WitTank: Old School Secrets

★★★
comedy review (edinburgh) | Read in About 2 minutes
Published 12 Aug 2014

The title of this latest offering from WitTank, an increasingly caustic sketch troupe who tonight profess their disdain for the young demographic with whom they're most popular, suggests a nostalgic look back at our formative years. In reality, these privileged performers are the products of a boarding school education, and so present us with a brilliantly self-aware hour that proves almost impossible for the average person to relate to. Some among us will have personal experience of teachers who exert an inordinate degree of discipline over their own spawn in a bid to appear fair and even-handed. Others may recognise the sadistic prefects to whom staff members respond with admiring deference. Most, however, will know Old School Secrets’ alien, antiquated world only from the pages of Boys’ Own magazine.
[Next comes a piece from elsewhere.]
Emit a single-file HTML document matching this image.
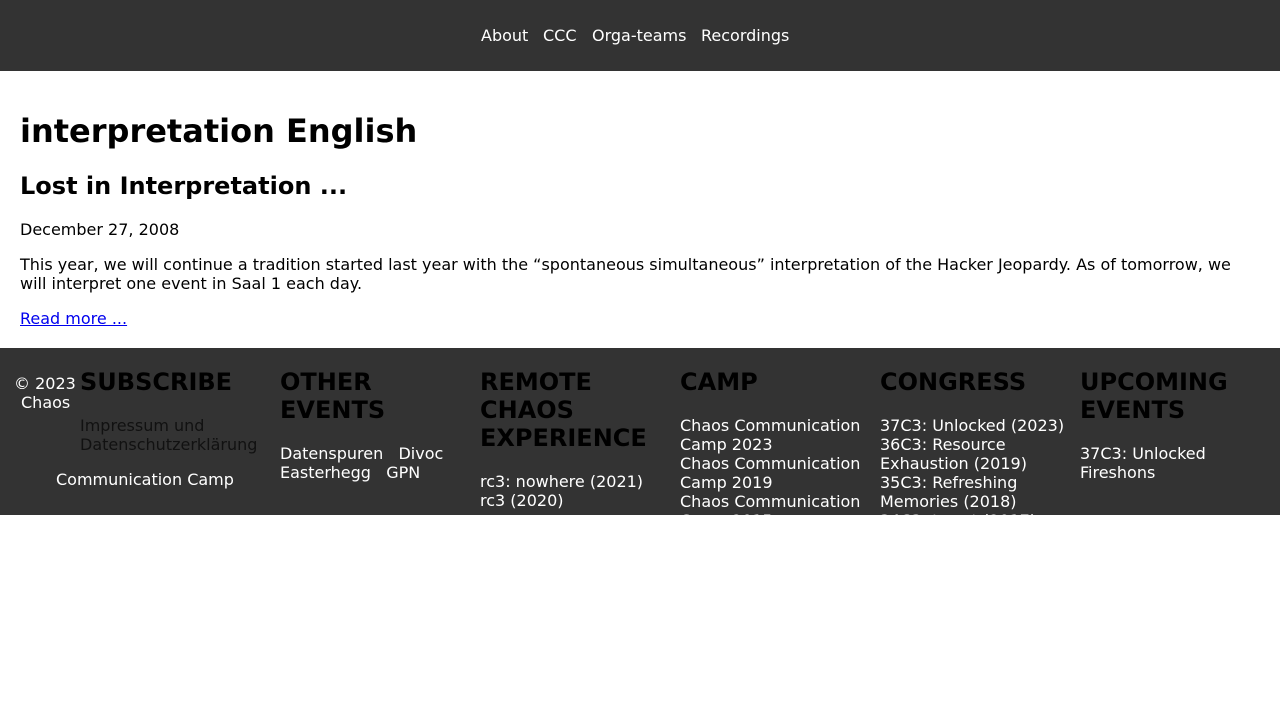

The environment inhabited by their characters is surreal enough that the cast needn’t resort to anthropomorphic orcas or Winston Churchill busts which speak in a Jamaican patois. Still, both crop up and the hour zips by. Slick to a fault, it’s only at certain points that the trio allow themselves to be constrained by the personas associated with sketch comedy. Mark Cooper-Jones shows flashes of being the uninvolved straight man, while comedy nerd Kieran Boyd’s routines have a more classicist, self-contained feel that doesn’t always serve the show as a whole. Token wildcard Naz Osmanoglu is clearly an elemental talent, but given too much opportunity to indulge in improvised outbursts, runs the risk of diminishing returns.